L’accanimento repressivo contro il SI COBAS, contro il suo Coordinatore Nazionale, contro i suoi delegati e contro i suoi iscritti è la punta avanzata della repressione padronale contro tutti i lavoratori, è il tentativo dispiegato di scoraggiare o punire l’organizzazione e la mobilitazione della classe operaia. Non a caso la Lega alimenta, dietro il paravento della “lotta all’immigrazione” e al razzismo di stato, la repressione della classe operaia, dei poveri in generale e delle masse popolari tutte.

Nell’aderire all’appello, nel rilanciarlo, nel dare disponibilità affinché gli organismi del P.CARC lo usino e lo diffondano capillarmente, affermo con chiarezza che il movimento operaio e comunista deve unire quello che la borghesia imperialista vuole dividere e contrapporre, auspico dunque che questo appello diventi strumento per costruire convergenza dal basso, unità d’azione e solidarietà di classe fra gli operai e i lavoratori iscritti a qualunque sigla sindacale e anche fra i non iscritti ad alcun sindacato.

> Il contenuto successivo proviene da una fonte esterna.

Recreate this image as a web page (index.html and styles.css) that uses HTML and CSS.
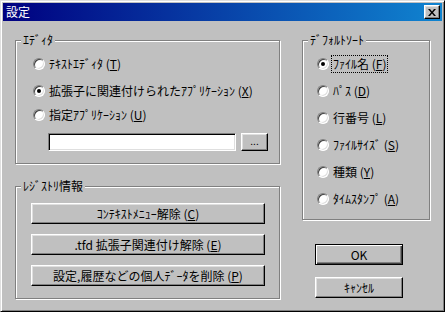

Che il movimento operaio e popolare si schieri oggi al fianco di Aldo Milani e del SI COBAS, che la solidarietà di classe sia strumento per rafforzare la rivoluzione socialista.

Creare in ogni azienda capitalista e in ogni azienda pubblica organizzazioni operaie e popolari che prendono in mano gli interessi dei lavoratori e agiscono da nuove autorità pubbliche (si collegano con altri lavoratori in lotta, che si occupano del futuro di aziende, dei territori e del Paese), in modo conforme agli interessi della classe operaia e delle masse popolari anche se “è illegale”.

La solidarietà è un arma potente per il proletariato, usiamola!